## What you will do:
Your task is to transcribe all of the data below exactly, omitting the images.

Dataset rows
* * * * * * *
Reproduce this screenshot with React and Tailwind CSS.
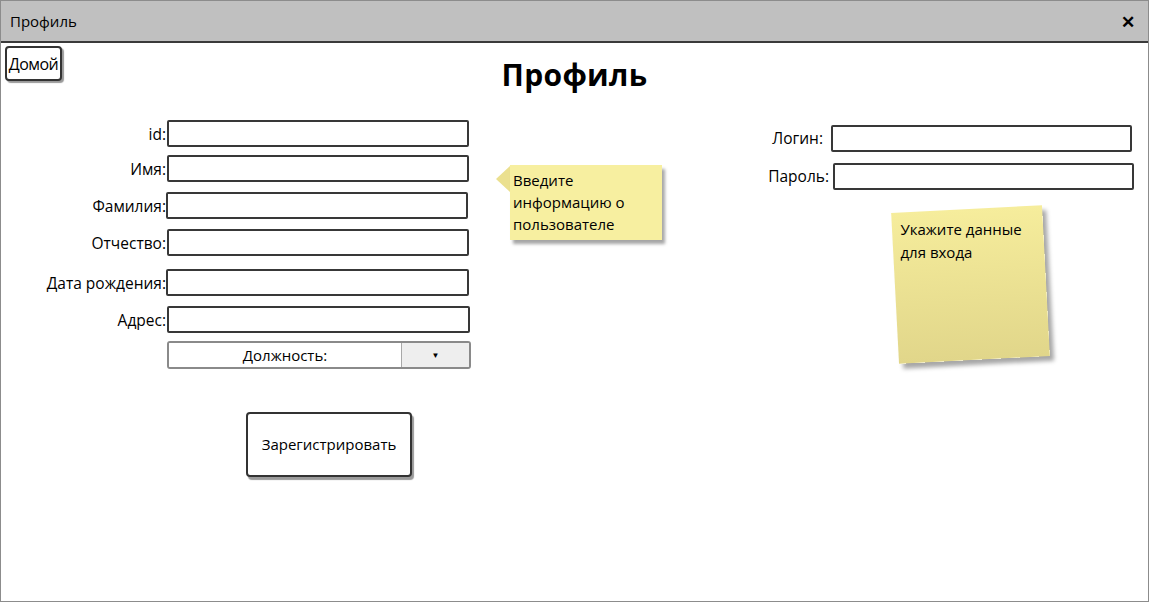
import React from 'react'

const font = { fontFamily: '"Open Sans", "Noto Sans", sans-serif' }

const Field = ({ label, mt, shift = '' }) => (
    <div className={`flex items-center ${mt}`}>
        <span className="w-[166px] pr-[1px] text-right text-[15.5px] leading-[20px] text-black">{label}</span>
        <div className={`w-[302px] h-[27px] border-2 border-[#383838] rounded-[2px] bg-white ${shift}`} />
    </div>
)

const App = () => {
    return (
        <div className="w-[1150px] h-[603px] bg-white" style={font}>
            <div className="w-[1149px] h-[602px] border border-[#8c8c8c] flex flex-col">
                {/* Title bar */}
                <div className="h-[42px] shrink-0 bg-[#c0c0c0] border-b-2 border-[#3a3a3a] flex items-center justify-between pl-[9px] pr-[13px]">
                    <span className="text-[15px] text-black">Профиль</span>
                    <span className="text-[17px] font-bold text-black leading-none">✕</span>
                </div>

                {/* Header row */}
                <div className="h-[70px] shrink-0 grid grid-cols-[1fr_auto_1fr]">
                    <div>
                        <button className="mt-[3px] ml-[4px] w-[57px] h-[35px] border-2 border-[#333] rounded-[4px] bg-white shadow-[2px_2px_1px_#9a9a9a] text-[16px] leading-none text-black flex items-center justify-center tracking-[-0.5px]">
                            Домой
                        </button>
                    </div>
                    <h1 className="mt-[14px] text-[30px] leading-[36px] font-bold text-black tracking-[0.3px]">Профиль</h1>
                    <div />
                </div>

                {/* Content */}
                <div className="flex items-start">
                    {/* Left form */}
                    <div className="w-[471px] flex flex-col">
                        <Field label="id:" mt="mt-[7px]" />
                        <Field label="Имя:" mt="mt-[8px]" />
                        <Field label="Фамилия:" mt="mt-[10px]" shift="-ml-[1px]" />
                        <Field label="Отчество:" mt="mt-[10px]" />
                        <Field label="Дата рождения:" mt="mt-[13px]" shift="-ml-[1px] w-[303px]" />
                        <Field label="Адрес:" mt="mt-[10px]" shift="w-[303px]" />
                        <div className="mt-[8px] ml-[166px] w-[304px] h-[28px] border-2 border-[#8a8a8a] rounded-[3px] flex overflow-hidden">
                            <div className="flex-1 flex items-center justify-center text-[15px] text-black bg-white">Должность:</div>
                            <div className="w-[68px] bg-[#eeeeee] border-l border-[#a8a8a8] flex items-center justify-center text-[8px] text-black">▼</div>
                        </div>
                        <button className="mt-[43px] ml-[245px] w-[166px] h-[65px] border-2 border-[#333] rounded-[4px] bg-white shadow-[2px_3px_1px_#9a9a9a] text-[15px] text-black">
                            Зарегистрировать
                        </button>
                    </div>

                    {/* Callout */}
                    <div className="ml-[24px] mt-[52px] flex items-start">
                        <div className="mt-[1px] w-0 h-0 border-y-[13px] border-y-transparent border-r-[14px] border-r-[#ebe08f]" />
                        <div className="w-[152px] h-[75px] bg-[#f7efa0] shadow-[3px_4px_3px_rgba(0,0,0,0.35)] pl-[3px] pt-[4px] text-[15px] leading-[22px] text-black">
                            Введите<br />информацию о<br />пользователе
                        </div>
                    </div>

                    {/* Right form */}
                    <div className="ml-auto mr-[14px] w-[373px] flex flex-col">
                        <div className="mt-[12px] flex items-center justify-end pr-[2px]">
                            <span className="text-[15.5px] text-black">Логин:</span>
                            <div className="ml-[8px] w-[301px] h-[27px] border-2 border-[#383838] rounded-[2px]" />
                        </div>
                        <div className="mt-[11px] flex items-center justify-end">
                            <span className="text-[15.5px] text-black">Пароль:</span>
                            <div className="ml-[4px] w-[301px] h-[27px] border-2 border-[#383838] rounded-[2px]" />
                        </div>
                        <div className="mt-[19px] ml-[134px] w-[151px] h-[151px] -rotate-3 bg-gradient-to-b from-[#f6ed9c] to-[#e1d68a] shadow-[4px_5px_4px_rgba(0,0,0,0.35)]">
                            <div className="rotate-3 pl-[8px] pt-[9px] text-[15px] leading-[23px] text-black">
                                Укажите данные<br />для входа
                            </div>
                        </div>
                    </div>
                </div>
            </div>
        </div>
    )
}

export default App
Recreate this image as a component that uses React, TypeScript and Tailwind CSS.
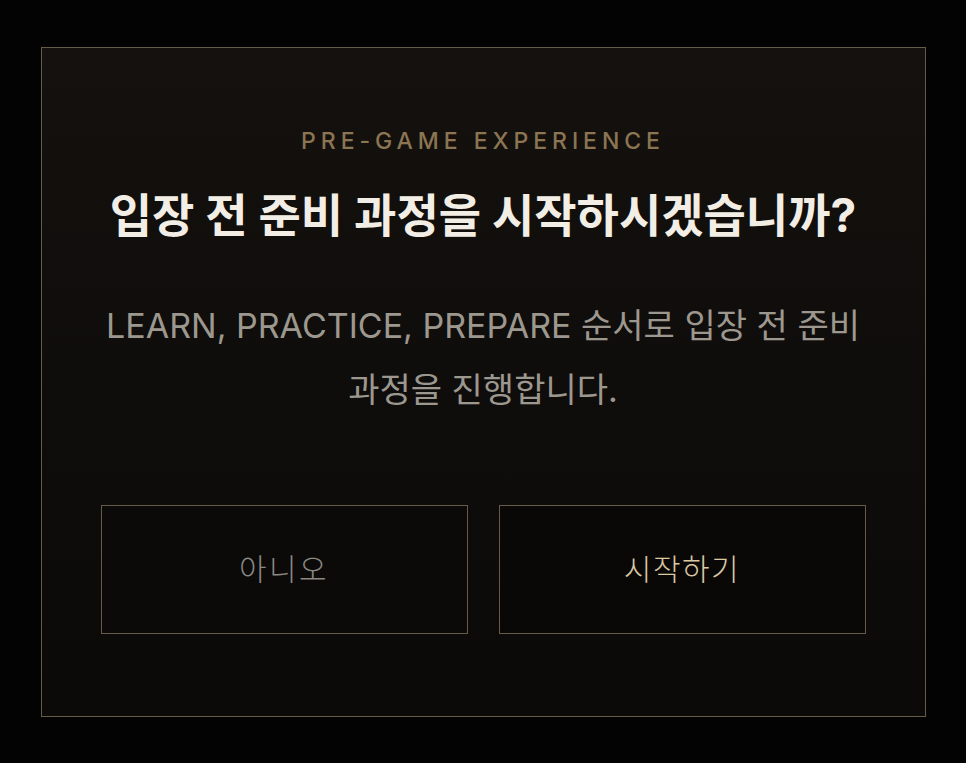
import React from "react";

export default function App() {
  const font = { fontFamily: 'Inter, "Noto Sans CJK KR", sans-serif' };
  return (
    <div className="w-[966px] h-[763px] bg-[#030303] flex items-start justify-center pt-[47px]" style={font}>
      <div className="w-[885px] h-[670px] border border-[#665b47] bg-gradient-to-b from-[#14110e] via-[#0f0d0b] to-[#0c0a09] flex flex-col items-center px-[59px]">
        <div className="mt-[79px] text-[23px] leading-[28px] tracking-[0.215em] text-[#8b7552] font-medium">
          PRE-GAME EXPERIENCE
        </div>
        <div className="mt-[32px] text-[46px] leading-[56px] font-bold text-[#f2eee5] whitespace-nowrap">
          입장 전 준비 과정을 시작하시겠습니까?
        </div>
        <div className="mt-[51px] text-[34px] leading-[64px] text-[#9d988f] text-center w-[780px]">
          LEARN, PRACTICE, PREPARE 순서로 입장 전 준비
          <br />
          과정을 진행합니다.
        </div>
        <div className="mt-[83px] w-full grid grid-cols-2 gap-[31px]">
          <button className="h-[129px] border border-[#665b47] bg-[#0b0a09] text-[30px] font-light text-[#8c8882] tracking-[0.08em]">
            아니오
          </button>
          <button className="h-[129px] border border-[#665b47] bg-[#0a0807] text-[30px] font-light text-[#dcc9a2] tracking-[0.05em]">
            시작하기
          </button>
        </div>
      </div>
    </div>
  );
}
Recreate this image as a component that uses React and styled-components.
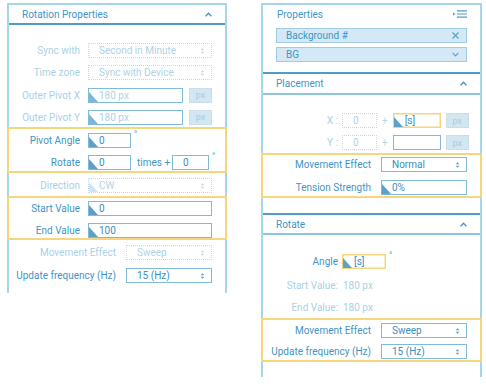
* * * * * * *
## Output for this task:
Reproduce this screenshot with React and Tailwind CSS.
import React from 'react'

const font = { fontFamily: '"Open Sans", "Noto Sans", sans-serif' }

const Field = ({ label, mt, shift = '' }) => (
    <div className={`flex items-center ${mt}`}>
        <span className="w-[166px] pr-[1px] text-right text-[15.5px] leading-[20px] text-black">{label}</span>
        <div className={`w-[302px] h-[27px] border-2 border-[#383838] rounded-[2px] bg-white ${shift}`} />
    </div>
)

const App = () => {
    return (
        <div className="w-[1150px] h-[603px] bg-white" style={font}>
            <div className="w-[1149px] h-[602px] border border-[#8c8c8c] flex flex-col">
                {/* Title bar */}
                <div className="h-[42px] shrink-0 bg-[#c0c0c0] border-b-2 border-[#3a3a3a] flex items-center justify-between pl-[9px] pr-[13px]">
                    <span className="text-[15px] text-black">Профиль</span>
                    <span className="text-[17px] font-bold text-black leading-none">✕</span>
                </div>

                {/* Header row */}
                <div className="h-[70px] shrink-0 grid grid-cols-[1fr_auto_1fr]">
                    <div>
                        <button className="mt-[3px] ml-[4px] w-[57px] h-[35px] border-2 border-[#333] rounded-[4px] bg-white shadow-[2px_2px_1px_#9a9a9a] text-[16px] leading-none text-black flex items-center justify-center tracking-[-0.5px]">
                            Домой
                        </button>
                    </div>
                    <h1 className="mt-[14px] text-[30px] leading-[36px] font-bold text-black tracking-[0.3px]">Профиль</h1>
                    <div />
                </div>

                {/* Content */}
                <div className="flex items-start">
                    {/* Left form */}
                    <div className="w-[471px] flex flex-col">
                        <Field label="id:" mt="mt-[7px]" />
                        <Field label="Имя:" mt="mt-[8px]" />
                        <Field label="Фамилия:" mt="mt-[10px]" shift="-ml-[1px]" />
                        <Field label="Отчество:" mt="mt-[10px]" />
                        <Field label="Дата рождения:" mt="mt-[13px]" shift="-ml-[1px] w-[303px]" />
                        <Field label="Адрес:" mt="mt-[10px]" shift="w-[303px]" />
                        <div className="mt-[8px] ml-[166px] w-[304px] h-[28px] border-2 border-[#8a8a8a] rounded-[3px] flex overflow-hidden">
                            <div className="flex-1 flex items-center justify-center text-[15px] text-black bg-white">Должность:</div>
                            <div className="w-[68px] bg-[#eeeeee] border-l border-[#a8a8a8] flex items-center justify-center text-[8px] text-black">▼</div>
                        </div>
                        <button className="mt-[43px] ml-[245px] w-[166px] h-[65px] border-2 border-[#333] rounded-[4px] bg-white shadow-[2px_3px_1px_#9a9a9a] text-[15px] text-black">
                            Зарегистрировать
                        </button>
                    </div>

                    {/* Callout */}
                    <div className="ml-[24px] mt-[52px] flex items-start">
                        <div className="mt-[1px] w-0 h-0 border-y-[13px] border-y-transparent border-r-[14px] border-r-[#ebe08f]" />
                        <div className="w-[152px] h-[75px] bg-[#f7efa0] shadow-[3px_4px_3px_rgba(0,0,0,0.35)] pl-[3px] pt-[4px] text-[15px] leading-[22px] text-black">
                            Введите<br />информацию о<br />пользователе
                        </div>
                    </div>

                    {/* Right form */}
                    <div className="ml-auto mr-[14px] w-[373px] flex flex-col">
                        <div className="mt-[12px] flex items-center justify-end pr-[2px]">
                            <span className="text-[15.5px] text-black">Логин:</span>
                            <div className="ml-[8px] w-[301px] h-[27px] border-2 border-[#383838] rounded-[2px]" />
                        </div>
                        <div className="mt-[11px] flex items-center justify-end">
                            <span className="text-[15.5px] text-black">Пароль:</span>
                            <div className="ml-[4px] w-[301px] h-[27px] border-2 border-[#383838] rounded-[2px]" />
                        </div>
                        <div className="mt-[19px] ml-[134px] w-[151px] h-[151px] -rotate-3 bg-gradient-to-b from-[#f6ed9c] to-[#e1d68a] shadow-[4px_5px_4px_rgba(0,0,0,0.35)]">
                            <div className="rotate-3 pl-[8px] pt-[9px] text-[15px] leading-[23px] text-black">
                                Укажите данные<br />для входа
                            </div>
                        </div>
                    </div>
                </div>
            </div>
        </div>
    )
}

export default App
Recreate this image as a component that uses React, TypeScript and Tailwind CSS.
import React from "react";

export default function App() {
  const font = { fontFamily: 'Inter, "Noto Sans CJK KR", sans-serif' };
  return (
    <div className="w-[966px] h-[763px] bg-[#030303] flex items-start justify-center pt-[47px]" style={font}>
      <div className="w-[885px] h-[670px] border border-[#665b47] bg-gradient-to-b from-[#14110e] via-[#0f0d0b] to-[#0c0a09] flex flex-col items-center px-[59px]">
        <div className="mt-[79px] text-[23px] leading-[28px] tracking-[0.215em] text-[#8b7552] font-medium">
          PRE-GAME EXPERIENCE
        </div>
        <div className="mt-[32px] text-[46px] leading-[56px] font-bold text-[#f2eee5] whitespace-nowrap">
          입장 전 준비 과정을 시작하시겠습니까?
        </div>
        <div className="mt-[51px] text-[34px] leading-[64px] text-[#9d988f] text-center w-[780px]">
          LEARN, PRACTICE, PREPARE 순서로 입장 전 준비
          <br />
          과정을 진행합니다.
        </div>
        <div className="mt-[83px] w-full grid grid-cols-2 gap-[31px]">
          <button className="h-[129px] border border-[#665b47] bg-[#0b0a09] text-[30px] font-light text-[#8c8882] tracking-[0.08em]">
            아니오
          </button>
          <button className="h-[129px] border border-[#665b47] bg-[#0a0807] text-[30px] font-light text-[#dcc9a2] tracking-[0.05em]">
            시작하기
          </button>
        </div>
      </div>
    </div>
  );
}
Recreate this image as a component that uses React and styled-components.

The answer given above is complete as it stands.